*The exercise*
Please retype the data in full and exactly; the pictures are not part of the copy.
───── Given data ─────
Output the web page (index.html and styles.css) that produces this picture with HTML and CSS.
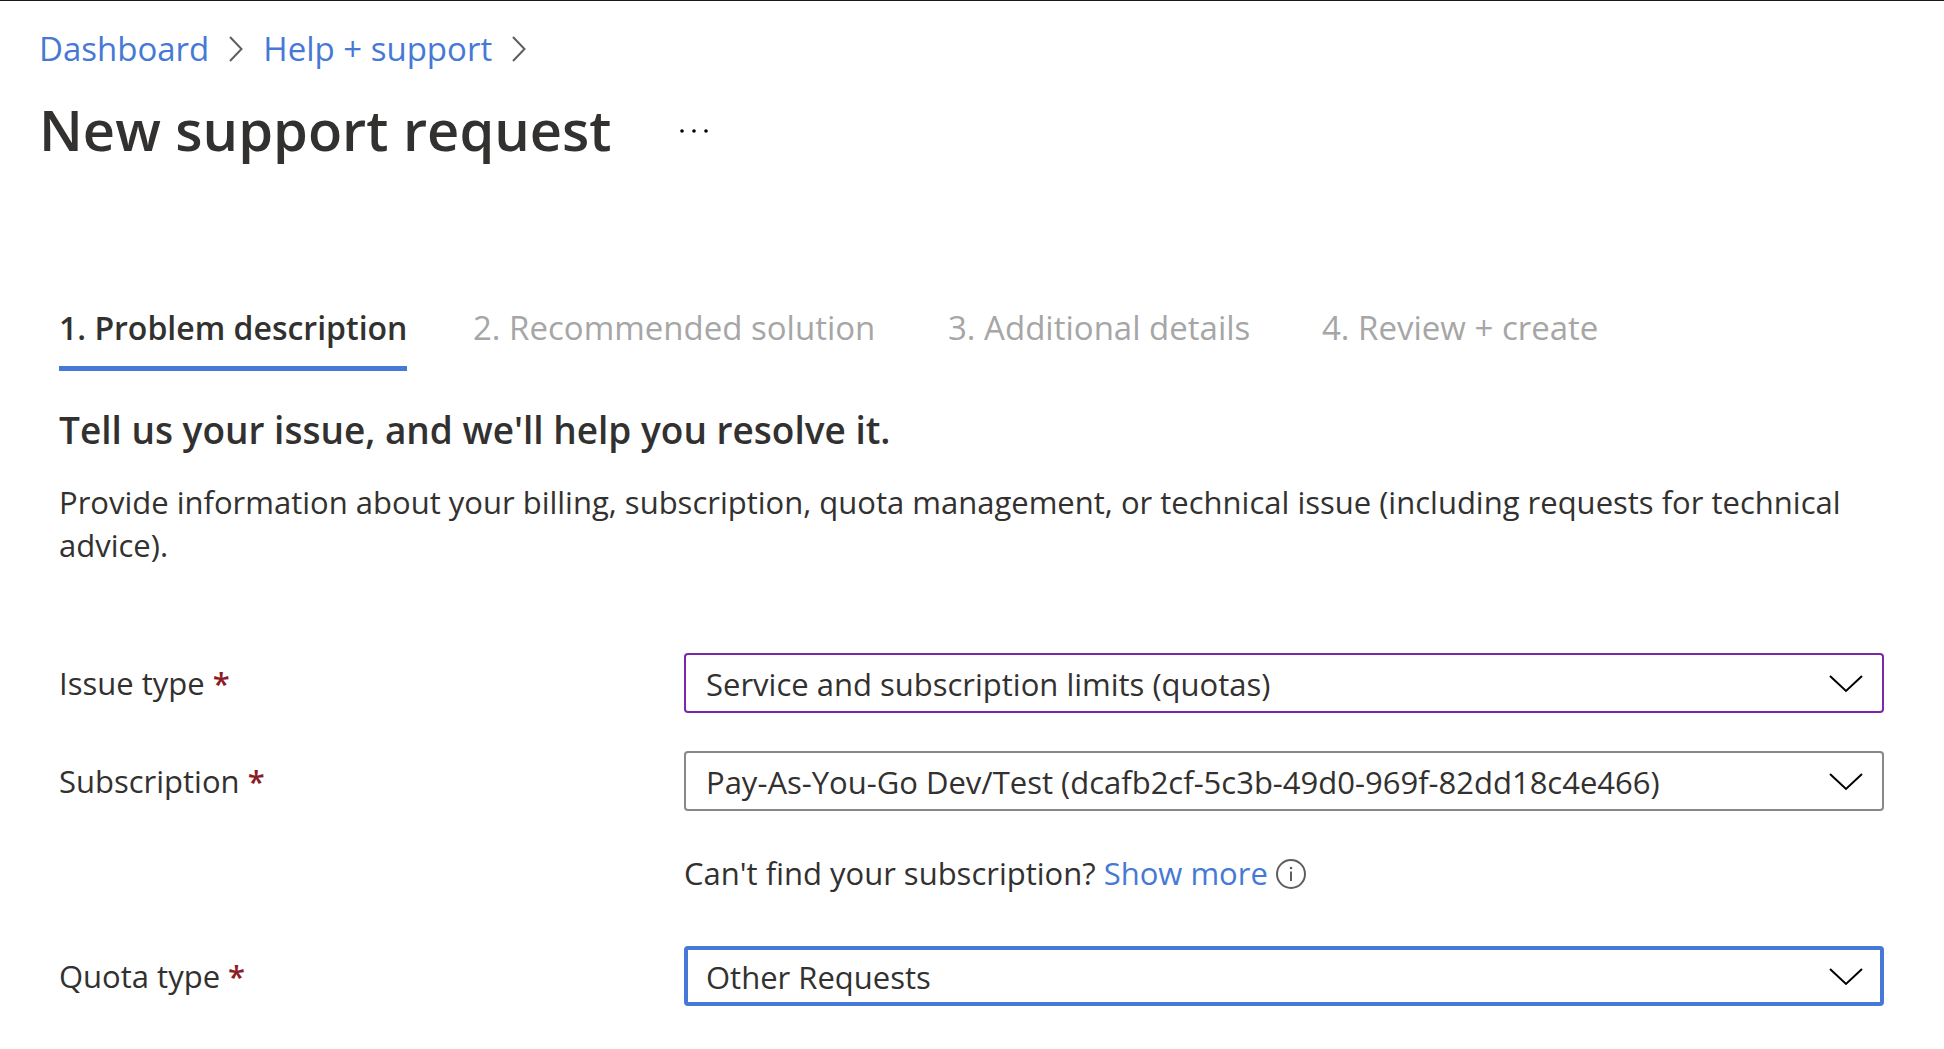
FILE: index.html
```html
<!DOCTYPE html>
<html lang="en">
<head>
  <meta charset="utf-8">
  <meta name="viewport" content="width=device-width, initial-scale=1">
  <title>New support request</title>
  <link rel="stylesheet" href="styles.css">
</head>
<body>
  <header class="header">
    <nav class="breadcrumb" aria-label="Breadcrumb">
      <a class="link" href="#dashboard">Dashboard</a>
      <svg class="breadcrumb-chevron" viewBox="0 0 14 26" aria-hidden="true"><path d="M1 1 12.5 13 1 25"/></svg>
      <a class="link" href="#help">Help + support</a>
      <svg class="breadcrumb-chevron" viewBox="0 0 14 26" aria-hidden="true"><path d="M1 1 12.5 13 1 25"/></svg>
    </nav>
    <div class="title-row">
      <h1 class="title">New support request</h1>
      <button class="more" type="button" aria-label="More actions">
        <svg class="more-icon" viewBox="0 0 28 4" aria-hidden="true"><circle cx="2" cy="2" r="1.8"/><circle cx="14" cy="2" r="1.8"/><circle cx="26" cy="2" r="1.8"/></svg>
      </button>
    </div>
  </header>

  <main class="content">
    <div class="tabs" role="tablist">
      <button class="tab tab-active" type="button" role="tab" aria-selected="true">1. Problem description</button>
      <button class="tab" type="button" role="tab" aria-selected="false" disabled>2. Recommended solution</button>
      <button class="tab" type="button" role="tab" aria-selected="false" disabled>3. Additional details</button>
      <button class="tab" type="button" role="tab" aria-selected="false" disabled>4. Review + create</button>
    </div>

    <h2 class="subtitle">Tell us your issue, and we'll help you resolve it.</h2>
    <p class="intro">Provide information about your billing, subscription, quota management, or technical issue (including requests for technical advice).</p>

    <form class="form">
      <div class="field">
        <label class="label" for="issue-type">Issue type <span class="required">*</span></label>
        <div class="dropdown">
          <select class="select select-edited" id="issue-type"><option>Service and subscription limits (quotas)</option></select>
          <svg class="dropdown-chevron" viewBox="0 0 34 18" aria-hidden="true"><path d="M1 1 17 16 33 1"/></svg>
        </div>
      </div>
      <div class="field">
        <label class="label" for="subscription">Subscription <span class="required">*</span></label>
        <div class="dropdown">
          <select class="select" id="subscription"><option>Pay-As-You-Go Dev/Test (dcafb2cf-5c3b-49d0-969f-82dd18c4e466)</option></select>
          <svg class="dropdown-chevron" viewBox="0 0 34 18" aria-hidden="true"><path d="M1 1 17 16 33 1"/></svg>
        </div>
        <div class="hint">
          <span>Can't find your subscription? <a class="link" href="#subscriptions">Show more</a></span>
          <svg class="info" viewBox="0 0 30 30" role="img" aria-label="Information"><circle class="info-ring" cx="15" cy="15" r="14"/><path class="info-stem" d="M15 12.5V22"/><circle class="info-dot" cx="15" cy="9" r="1.3"/></svg>
        </div>
      </div>
      <div class="field">
        <label class="label" for="quota-type">Quota type <span class="required">*</span></label>
        <div class="dropdown">
          <select class="select select-focused" id="quota-type"><option>Other Requests</option></select>
          <svg class="dropdown-chevron" viewBox="0 0 34 18" aria-hidden="true"><path d="M1 1 17 16 33 1"/></svg>
        </div>
      </div>
    </form>
  </main>
</body>
</html>
```
FILE: styles.css
```css
:root {
  --text: #323130;
  --blue: #4679d5;
  --disabled: #a6a6a6;
}

* {
  box-sizing: border-box;
}

body {
  margin: 0;
  border-top: 1px solid #1b1a19;
  background: #fff;
  color: var(--text);
  font: 31px/43px "Open Sans", "Noto Sans", sans-serif;
}

h1,
h2,
p {
  margin: 0;
}

button {
  padding: 0;
  border: 0;
  background: none;
  font-family: inherit;
}

.link {
  color: var(--blue);
  text-decoration: none;
}

.header {
  padding: 26px 39px 0;
}

.breadcrumb {
  display: flex;
  align-items: center;
  gap: 20px;
  font-size: 33px;
  line-height: 44px;
}

.breadcrumb-chevron {
  width: 14px;
  height: 26px;
  fill: none;
  stroke: #605e5c;
  stroke-width: 2;
}

.title-row {
  display: flex;
  align-items: center;
  gap: 68px;
  margin-top: 20px;
}

.title {
  font-size: 56px;
  font-weight: 600;
  line-height: 76px;
}

.more {
  display: flex;
  padding-top: 4px;
}

.more-icon {
  width: 28px;
  height: 4px;
  fill: #000;
}

.content {
  padding: 139px 60px 40px 59px;
}

.tabs {
  display: grid;
  grid-template-columns: 414px 475px 374px auto;
  justify-items: start;
}

.tab {
  padding-bottom: 16px;
  border-bottom: 5px solid transparent;
  color: var(--disabled);
  font-size: 33px;
  line-height: 44px;
  white-space: nowrap;
}

.tab-active {
  border-bottom-color: var(--blue);
  color: var(--text);
  font-size: 32px;
  font-weight: 600;
}

.subtitle {
  margin-top: 35px;
  font-size: 37px;
  font-weight: 600;
  line-height: 48px;
}

.intro {
  margin-top: 27px;
}

.form {
  display: grid;
  gap: 38px;
  margin-top: 86px;
}

.field {
  display: grid;
  grid-template-columns: 625px 1fr;
}

.label {
  line-height: 60px;
}

.required {
  color: #8b1c26;
  font-weight: 600;
}

.dropdown {
  display: grid;
  align-items: center;
}

.select,
.dropdown-chevron {
  grid-area: 1 / 1;
}

.select {
  width: 100%;
  height: 60px;
  padding: 2px 64px 0 20px;
  border: 2px solid #8a8886;
  border-radius: 4px;
  appearance: none;
  background: #fff;
  color: inherit;
  font: inherit;
}

.select-edited {
  border-color: #7a28a8;
}

.select-focused {
  padding-left: 18px;
  border: 4px solid var(--blue);
}

.dropdown-chevron {
  justify-self: end;
  width: 34px;
  height: 18px;
  margin: 2px 21px 0 0;
  fill: none;
  stroke: #000;
  stroke-width: 2;
  pointer-events: none;
}

.hint {
  display: flex;
  grid-column: 2;
  align-items: center;
  gap: 8px;
  padding: 41px 0 13px;
}

.info {
  width: 30px;
  height: 30px;
}

.info-ring,
.info-stem {
  fill: none;
  stroke: #605e5c;
  stroke-width: 2;
}

.info-dot {
  fill: #605e5c;
}
```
─────
*Answer in full*
Output the web page (index.html and styles.css) that produces this picture with HTML and CSS.
FILE: index.html
```html
<!DOCTYPE html>
<html lang="en">
<head>
  <meta charset="utf-8">
  <meta name="viewport" content="width=device-width, initial-scale=1">
  <title>New support request</title>
  <link rel="stylesheet" href="styles.css">
</head>
<body>
  <header class="header">
    <nav class="breadcrumb" aria-label="Breadcrumb">
      <a class="link" href="#dashboard">Dashboard</a>
      <svg class="breadcrumb-chevron" viewBox="0 0 14 26" aria-hidden="true"><path d="M1 1 12.5 13 1 25"/></svg>
      <a class="link" href="#help">Help + support</a>
      <svg class="breadcrumb-chevron" viewBox="0 0 14 26" aria-hidden="true"><path d="M1 1 12.5 13 1 25"/></svg>
    </nav>
    <div class="title-row">
      <h1 class="title">New support request</h1>
      <button class="more" type="button" aria-label="More actions">
        <svg class="more-icon" viewBox="0 0 28 4" aria-hidden="true"><circle cx="2" cy="2" r="1.8"/><circle cx="14" cy="2" r="1.8"/><circle cx="26" cy="2" r="1.8"/></svg>
      </button>
    </div>
  </header>

  <main class="content">
    <div class="tabs" role="tablist">
      <button class="tab tab-active" type="button" role="tab" aria-selected="true">1. Problem description</button>
      <button class="tab" type="button" role="tab" aria-selected="false" disabled>2. Recommended solution</button>
      <button class="tab" type="button" role="tab" aria-selected="false" disabled>3. Additional details</button>
      <button class="tab" type="button" role="tab" aria-selected="false" disabled>4. Review + create</button>
    </div>

    <h2 class="subtitle">Tell us your issue, and we'll help you resolve it.</h2>
    <p class="intro">Provide information about your billing, subscription, quota management, or technical issue (including requests for technical advice).</p>

    <form class="form">
      <div class="field">
        <label class="label" for="issue-type">Issue type <span class="required">*</span></label>
        <div class="dropdown">
          <select class="select select-edited" id="issue-type"><option>Service and subscription limits (quotas)</option></select>
          <svg class="dropdown-chevron" viewBox="0 0 34 18" aria-hidden="true"><path d="M1 1 17 16 33 1"/></svg>
        </div>
      </div>
      <div class="field">
        <label class="label" for="subscription">Subscription <span class="required">*</span></label>
        <div class="dropdown">
          <select class="select" id="subscription"><option>Pay-As-You-Go Dev/Test (dcafb2cf-5c3b-49d0-969f-82dd18c4e466)</option></select>
          <svg class="dropdown-chevron" viewBox="0 0 34 18" aria-hidden="true"><path d="M1 1 17 16 33 1"/></svg>
        </div>
        <div class="hint">
          <span>Can't find your subscription? <a class="link" href="#subscriptions">Show more</a></span>
          <svg class="info" viewBox="0 0 30 30" role="img" aria-label="Information"><circle class="info-ring" cx="15" cy="15" r="14"/><path class="info-stem" d="M15 12.5V22"/><circle class="info-dot" cx="15" cy="9" r="1.3"/></svg>
        </div>
      </div>
      <div class="field">
        <label class="label" for="quota-type">Quota type <span class="required">*</span></label>
        <div class="dropdown">
          <select class="select select-focused" id="quota-type"><option>Other Requests</option></select>
          <svg class="dropdown-chevron" viewBox="0 0 34 18" aria-hidden="true"><path d="M1 1 17 16 33 1"/></svg>
        </div>
      </div>
    </form>
  </main>
</body>
</html>
```
FILE: styles.css
```css
:root {
  --text: #323130;
  --blue: #4679d5;
  --disabled: #a6a6a6;
}

* {
  box-sizing: border-box;
}

body {
  margin: 0;
  border-top: 1px solid #1b1a19;
  background: #fff;
  color: var(--text);
  font: 31px/43px "Open Sans", "Noto Sans", sans-serif;
}

h1,
h2,
p {
  margin: 0;
}

button {
  padding: 0;
  border: 0;
  background: none;
  font-family: inherit;
}

.link {
  color: var(--blue);
  text-decoration: none;
}

.header {
  padding: 26px 39px 0;
}

.breadcrumb {
  display: flex;
  align-items: center;
  gap: 20px;
  font-size: 33px;
  line-height: 44px;
}

.breadcrumb-chevron {
  width: 14px;
  height: 26px;
  fill: none;
  stroke: #605e5c;
  stroke-width: 2;
}

.title-row {
  display: flex;
  align-items: center;
  gap: 68px;
  margin-top: 20px;
}

.title {
  font-size: 56px;
  font-weight: 600;
  line-height: 76px;
}

.more {
  display: flex;
  padding-top: 4px;
}

.more-icon {
  width: 28px;
  height: 4px;
  fill: #000;
}

.content {
  padding: 139px 60px 40px 59px;
}

.tabs {
  display: grid;
  grid-template-columns: 414px 475px 374px auto;
  justify-items: start;
}

.tab {
  padding-bottom: 16px;
  border-bottom: 5px solid transparent;
  color: var(--disabled);
  font-size: 33px;
  line-height: 44px;
  white-space: nowrap;
}

.tab-active {
  border-bottom-color: var(--blue);
  color: var(--text);
  font-size: 32px;
  font-weight: 600;
}

.subtitle {
  margin-top: 35px;
  font-size: 37px;
  font-weight: 600;
  line-height: 48px;
}

.intro {
  margin-top: 27px;
}

.form {
  display: grid;
  gap: 38px;
  margin-top: 86px;
}

.field {
  display: grid;
  grid-template-columns: 625px 1fr;
}

.label {
  line-height: 60px;
}

.required {
  color: #8b1c26;
  font-weight: 600;
}

.dropdown {
  display: grid;
  align-items: center;
}

.select,
.dropdown-chevron {
  grid-area: 1 / 1;
}

.select {
  width: 100%;
  height: 60px;
  padding: 2px 64px 0 20px;
  border: 2px solid #8a8886;
  border-radius: 4px;
  appearance: none;
  background: #fff;
  color: inherit;
  font: inherit;
}

.select-edited {
  border-color: #7a28a8;
}

.select-focused {
  padding-left: 18px;
  border: 4px solid var(--blue);
}

.dropdown-chevron {
  justify-self: end;
  width: 34px;
  height: 18px;
  margin: 2px 21px 0 0;
  fill: none;
  stroke: #000;
  stroke-width: 2;
  pointer-events: none;
}

.hint {
  display: flex;
  grid-column: 2;
  align-items: center;
  gap: 8px;
  padding: 41px 0 13px;
}

.info {
  width: 30px;
  height: 30px;
}

.info-ring,
.info-stem {
  fill: none;
  stroke: #605e5c;
  stroke-width: 2;
}

.info-dot {
  fill: #605e5c;
}
```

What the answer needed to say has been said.